*Job:*
Go through the data below and gather each line containing "page".

*Dataset excerpt:*
════════════════════
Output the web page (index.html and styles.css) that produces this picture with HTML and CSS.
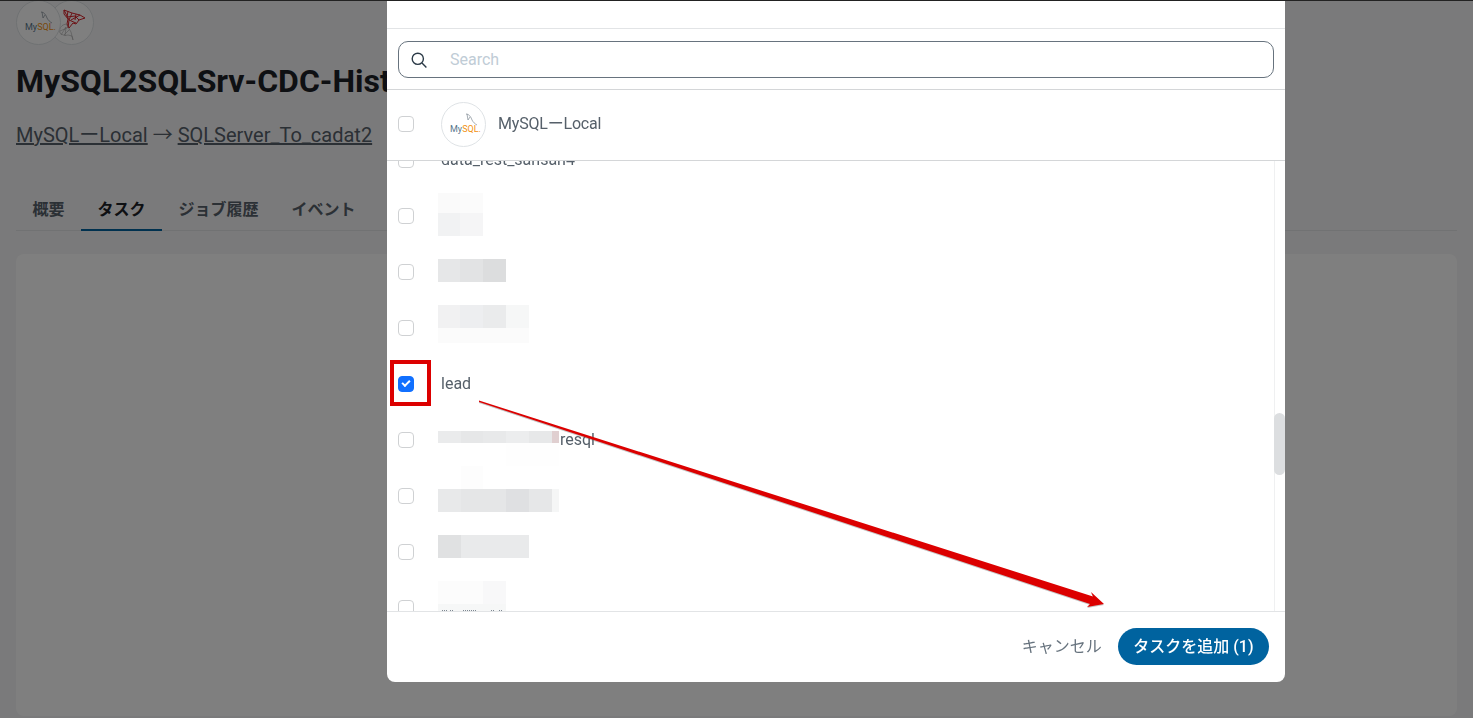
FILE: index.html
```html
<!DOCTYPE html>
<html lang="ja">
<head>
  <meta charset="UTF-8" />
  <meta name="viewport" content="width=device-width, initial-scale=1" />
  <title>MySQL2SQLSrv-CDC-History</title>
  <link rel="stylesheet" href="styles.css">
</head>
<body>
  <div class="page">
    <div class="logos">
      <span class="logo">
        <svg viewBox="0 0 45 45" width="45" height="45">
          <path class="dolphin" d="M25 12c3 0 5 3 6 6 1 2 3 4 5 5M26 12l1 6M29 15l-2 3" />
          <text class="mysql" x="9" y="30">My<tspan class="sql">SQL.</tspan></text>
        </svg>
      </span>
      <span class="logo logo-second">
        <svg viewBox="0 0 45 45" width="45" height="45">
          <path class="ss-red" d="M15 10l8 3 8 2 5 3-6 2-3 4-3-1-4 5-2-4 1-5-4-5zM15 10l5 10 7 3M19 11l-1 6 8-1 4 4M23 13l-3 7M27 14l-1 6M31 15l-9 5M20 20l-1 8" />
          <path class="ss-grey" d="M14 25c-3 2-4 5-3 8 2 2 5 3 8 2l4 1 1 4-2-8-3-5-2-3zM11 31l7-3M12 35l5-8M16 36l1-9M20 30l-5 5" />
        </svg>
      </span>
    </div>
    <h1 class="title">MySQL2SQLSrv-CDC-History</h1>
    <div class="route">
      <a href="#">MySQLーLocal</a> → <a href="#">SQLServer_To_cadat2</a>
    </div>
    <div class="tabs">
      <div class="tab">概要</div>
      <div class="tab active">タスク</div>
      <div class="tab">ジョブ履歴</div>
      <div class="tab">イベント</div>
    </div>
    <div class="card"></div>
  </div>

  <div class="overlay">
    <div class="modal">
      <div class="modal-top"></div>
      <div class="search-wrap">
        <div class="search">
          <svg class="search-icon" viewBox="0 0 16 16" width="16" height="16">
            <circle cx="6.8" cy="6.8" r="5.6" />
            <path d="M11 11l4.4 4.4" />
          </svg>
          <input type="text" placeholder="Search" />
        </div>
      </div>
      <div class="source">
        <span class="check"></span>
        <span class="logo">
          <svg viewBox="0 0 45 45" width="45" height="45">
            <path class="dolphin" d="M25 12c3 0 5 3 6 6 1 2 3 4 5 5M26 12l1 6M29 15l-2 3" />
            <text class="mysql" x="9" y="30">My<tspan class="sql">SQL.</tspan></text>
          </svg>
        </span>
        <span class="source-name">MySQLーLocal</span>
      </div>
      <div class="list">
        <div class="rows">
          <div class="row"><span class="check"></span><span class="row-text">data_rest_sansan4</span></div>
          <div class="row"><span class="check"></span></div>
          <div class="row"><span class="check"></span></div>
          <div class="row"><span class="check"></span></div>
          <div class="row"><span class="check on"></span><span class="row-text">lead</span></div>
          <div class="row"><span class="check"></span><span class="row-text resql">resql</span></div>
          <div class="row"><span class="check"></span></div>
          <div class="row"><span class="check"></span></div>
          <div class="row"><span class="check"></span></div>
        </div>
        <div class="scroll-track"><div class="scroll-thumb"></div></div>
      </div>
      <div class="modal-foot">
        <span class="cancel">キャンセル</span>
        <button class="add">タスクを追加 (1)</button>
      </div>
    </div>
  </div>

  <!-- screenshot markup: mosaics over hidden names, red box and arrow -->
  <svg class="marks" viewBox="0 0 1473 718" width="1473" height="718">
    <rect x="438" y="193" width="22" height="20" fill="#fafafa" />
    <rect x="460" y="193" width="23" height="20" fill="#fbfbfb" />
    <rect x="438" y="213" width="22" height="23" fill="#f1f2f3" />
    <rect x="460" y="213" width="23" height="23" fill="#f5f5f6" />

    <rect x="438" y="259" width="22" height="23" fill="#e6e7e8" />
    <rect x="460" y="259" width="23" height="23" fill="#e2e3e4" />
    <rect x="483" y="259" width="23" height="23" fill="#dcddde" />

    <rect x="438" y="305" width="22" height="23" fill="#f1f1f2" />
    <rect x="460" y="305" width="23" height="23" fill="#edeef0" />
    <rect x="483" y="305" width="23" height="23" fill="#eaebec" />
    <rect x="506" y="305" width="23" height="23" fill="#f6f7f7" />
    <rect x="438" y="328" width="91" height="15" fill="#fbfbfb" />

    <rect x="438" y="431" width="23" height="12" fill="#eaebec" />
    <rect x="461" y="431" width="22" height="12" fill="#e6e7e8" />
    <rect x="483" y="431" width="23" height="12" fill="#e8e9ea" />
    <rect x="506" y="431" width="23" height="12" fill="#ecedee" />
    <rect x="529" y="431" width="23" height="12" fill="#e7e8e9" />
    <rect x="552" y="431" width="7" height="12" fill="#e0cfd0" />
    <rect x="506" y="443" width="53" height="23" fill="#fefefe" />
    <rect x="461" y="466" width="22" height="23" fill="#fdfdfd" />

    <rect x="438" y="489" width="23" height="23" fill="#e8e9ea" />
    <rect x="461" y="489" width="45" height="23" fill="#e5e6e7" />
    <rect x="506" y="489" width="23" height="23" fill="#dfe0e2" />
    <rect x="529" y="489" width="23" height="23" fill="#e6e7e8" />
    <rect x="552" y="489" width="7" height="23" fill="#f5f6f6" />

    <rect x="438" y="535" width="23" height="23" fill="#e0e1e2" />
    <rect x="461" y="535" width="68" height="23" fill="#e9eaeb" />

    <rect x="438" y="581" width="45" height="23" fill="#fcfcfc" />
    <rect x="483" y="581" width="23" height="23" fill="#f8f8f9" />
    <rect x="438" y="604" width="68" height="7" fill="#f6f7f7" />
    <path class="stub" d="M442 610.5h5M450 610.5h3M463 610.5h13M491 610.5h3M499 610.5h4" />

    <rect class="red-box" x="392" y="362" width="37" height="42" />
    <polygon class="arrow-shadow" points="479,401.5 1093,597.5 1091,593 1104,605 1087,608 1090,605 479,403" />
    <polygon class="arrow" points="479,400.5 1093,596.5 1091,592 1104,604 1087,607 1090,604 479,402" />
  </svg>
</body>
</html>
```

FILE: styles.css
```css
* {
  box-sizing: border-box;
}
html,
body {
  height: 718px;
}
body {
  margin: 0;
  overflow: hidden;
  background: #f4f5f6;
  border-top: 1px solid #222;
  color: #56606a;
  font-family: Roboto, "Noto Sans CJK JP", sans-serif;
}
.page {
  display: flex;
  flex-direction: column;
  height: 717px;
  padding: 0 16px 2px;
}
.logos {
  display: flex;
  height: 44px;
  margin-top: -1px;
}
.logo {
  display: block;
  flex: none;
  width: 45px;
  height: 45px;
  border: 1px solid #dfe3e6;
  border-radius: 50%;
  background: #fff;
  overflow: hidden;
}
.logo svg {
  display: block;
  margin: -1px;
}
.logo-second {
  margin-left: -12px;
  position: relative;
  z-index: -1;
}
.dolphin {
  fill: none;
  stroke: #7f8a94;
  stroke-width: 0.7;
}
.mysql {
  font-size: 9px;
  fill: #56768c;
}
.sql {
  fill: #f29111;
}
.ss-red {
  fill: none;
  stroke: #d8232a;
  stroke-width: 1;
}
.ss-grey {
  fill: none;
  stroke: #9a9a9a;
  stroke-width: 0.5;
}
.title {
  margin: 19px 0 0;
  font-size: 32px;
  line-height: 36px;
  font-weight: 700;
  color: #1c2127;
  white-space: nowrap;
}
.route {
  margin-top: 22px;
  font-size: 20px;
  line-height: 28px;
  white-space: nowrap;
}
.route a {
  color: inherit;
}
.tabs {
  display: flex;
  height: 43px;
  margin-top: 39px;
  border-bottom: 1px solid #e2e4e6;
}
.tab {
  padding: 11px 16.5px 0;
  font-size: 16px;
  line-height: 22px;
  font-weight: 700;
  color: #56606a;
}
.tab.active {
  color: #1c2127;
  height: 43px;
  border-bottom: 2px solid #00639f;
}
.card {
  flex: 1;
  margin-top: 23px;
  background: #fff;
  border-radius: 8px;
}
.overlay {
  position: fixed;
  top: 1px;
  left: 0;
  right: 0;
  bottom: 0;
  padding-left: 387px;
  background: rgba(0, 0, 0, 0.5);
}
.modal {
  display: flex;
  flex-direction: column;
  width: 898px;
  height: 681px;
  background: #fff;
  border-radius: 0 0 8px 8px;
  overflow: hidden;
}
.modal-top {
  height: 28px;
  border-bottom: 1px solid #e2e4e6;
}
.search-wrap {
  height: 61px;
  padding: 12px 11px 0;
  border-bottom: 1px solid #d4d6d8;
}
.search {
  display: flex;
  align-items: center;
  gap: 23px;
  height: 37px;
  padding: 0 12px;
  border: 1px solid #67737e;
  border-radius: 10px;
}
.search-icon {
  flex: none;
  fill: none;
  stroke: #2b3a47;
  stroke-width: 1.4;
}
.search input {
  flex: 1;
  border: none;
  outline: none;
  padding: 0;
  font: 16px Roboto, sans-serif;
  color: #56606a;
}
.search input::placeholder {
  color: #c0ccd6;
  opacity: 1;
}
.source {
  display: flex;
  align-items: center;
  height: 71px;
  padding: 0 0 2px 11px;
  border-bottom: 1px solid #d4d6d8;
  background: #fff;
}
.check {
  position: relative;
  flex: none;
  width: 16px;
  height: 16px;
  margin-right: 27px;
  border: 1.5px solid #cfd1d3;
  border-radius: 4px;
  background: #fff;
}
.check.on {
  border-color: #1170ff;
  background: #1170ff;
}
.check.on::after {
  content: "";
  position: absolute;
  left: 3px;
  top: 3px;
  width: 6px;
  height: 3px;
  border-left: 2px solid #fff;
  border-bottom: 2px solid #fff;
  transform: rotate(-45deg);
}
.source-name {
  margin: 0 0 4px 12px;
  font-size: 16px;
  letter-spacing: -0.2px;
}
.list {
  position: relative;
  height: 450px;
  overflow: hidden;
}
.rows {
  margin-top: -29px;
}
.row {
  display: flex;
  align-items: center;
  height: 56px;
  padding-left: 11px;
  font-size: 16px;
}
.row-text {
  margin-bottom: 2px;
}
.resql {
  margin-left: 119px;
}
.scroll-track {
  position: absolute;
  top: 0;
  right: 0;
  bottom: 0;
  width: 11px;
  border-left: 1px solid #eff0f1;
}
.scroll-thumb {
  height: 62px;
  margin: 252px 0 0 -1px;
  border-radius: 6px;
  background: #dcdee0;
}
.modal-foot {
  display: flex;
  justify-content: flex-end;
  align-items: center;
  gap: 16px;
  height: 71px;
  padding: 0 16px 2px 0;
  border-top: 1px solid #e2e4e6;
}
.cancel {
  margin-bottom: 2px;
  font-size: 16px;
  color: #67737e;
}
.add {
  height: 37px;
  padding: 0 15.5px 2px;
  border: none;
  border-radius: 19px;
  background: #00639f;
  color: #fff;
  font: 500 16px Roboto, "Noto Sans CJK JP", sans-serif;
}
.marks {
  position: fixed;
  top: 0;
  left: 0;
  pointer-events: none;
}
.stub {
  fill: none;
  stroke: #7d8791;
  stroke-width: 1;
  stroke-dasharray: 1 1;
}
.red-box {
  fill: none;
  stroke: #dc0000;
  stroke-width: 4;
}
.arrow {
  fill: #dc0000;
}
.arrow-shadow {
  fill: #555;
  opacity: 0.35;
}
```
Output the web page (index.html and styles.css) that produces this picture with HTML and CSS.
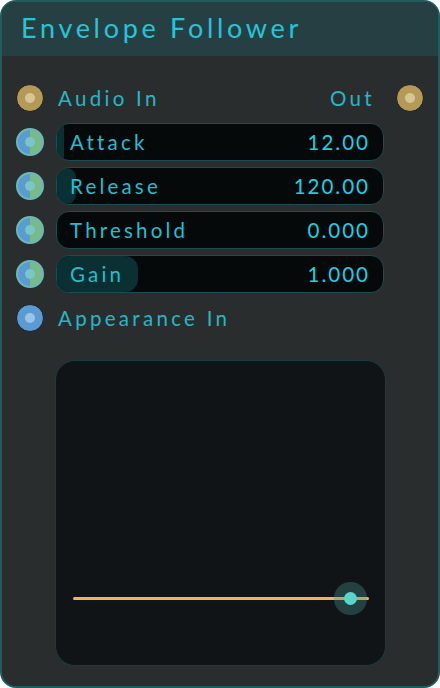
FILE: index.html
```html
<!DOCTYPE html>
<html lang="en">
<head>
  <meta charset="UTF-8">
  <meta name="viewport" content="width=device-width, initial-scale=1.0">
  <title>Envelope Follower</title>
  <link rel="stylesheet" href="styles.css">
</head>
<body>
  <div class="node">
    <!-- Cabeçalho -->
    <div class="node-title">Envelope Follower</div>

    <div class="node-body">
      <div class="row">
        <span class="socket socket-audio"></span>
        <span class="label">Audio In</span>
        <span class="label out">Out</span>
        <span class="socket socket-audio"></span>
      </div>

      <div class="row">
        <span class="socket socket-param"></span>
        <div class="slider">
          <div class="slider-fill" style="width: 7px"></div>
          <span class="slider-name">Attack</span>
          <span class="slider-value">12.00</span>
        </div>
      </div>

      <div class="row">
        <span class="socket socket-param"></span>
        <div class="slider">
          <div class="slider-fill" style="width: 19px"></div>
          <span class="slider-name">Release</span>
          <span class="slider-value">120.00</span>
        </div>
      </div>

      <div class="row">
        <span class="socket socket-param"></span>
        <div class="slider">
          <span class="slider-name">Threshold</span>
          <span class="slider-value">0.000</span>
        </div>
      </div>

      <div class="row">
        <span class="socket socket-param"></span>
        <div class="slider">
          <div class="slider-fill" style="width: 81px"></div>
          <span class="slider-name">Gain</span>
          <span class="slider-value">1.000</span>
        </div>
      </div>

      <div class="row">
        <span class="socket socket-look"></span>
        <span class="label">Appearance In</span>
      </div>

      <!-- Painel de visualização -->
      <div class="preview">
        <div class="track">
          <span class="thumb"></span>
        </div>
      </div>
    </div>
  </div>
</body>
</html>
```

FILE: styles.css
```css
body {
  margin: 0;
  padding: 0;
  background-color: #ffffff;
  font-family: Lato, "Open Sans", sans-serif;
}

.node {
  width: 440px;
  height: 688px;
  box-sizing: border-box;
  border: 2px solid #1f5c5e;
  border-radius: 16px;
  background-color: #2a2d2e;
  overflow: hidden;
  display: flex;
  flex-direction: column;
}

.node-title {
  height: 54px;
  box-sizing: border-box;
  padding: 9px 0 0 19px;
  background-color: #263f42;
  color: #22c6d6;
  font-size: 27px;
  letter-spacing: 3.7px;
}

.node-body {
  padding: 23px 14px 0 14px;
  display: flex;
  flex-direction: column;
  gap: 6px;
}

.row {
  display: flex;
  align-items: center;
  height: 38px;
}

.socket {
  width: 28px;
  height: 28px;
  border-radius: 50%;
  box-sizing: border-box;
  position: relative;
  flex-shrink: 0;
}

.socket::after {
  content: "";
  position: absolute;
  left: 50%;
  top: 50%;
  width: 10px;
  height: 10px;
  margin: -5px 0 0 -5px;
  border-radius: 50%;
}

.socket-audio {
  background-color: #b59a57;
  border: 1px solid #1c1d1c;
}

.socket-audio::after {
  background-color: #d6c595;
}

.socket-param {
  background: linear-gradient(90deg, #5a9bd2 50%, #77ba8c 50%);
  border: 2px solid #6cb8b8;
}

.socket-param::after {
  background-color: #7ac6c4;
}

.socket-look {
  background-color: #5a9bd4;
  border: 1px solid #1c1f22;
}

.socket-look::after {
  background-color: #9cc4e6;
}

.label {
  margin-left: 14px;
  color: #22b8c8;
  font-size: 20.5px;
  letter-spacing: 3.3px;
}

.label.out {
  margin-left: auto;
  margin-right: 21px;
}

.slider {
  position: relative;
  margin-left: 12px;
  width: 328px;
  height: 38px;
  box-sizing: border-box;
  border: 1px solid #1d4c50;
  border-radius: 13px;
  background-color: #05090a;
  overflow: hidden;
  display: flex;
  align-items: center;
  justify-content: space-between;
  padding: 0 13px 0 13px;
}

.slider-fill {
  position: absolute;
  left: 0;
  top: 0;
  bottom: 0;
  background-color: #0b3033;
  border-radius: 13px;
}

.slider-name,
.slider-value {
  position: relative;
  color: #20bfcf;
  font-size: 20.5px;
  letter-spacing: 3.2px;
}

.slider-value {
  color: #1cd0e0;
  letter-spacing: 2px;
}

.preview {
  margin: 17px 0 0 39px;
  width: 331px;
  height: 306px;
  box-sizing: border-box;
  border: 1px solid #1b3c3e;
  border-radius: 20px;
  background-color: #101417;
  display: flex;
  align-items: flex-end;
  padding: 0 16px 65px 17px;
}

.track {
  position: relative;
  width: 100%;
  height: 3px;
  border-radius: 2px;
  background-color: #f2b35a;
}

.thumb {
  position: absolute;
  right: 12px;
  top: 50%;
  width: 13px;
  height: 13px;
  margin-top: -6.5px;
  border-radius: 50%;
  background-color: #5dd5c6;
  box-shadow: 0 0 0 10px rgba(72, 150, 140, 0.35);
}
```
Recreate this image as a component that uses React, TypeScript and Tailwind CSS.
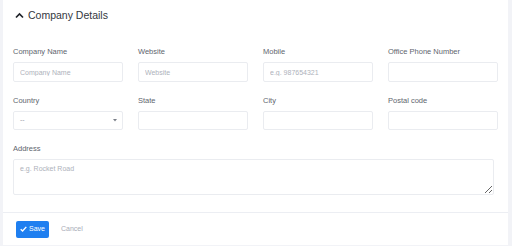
════════════════════
*Problem solution:*
Output the web page (index.html and styles.css) that produces this picture with HTML and CSS.
  <div class="page">
.page {
Output the web page (index.html and styles.css) that produces this picture with HTML and CSS.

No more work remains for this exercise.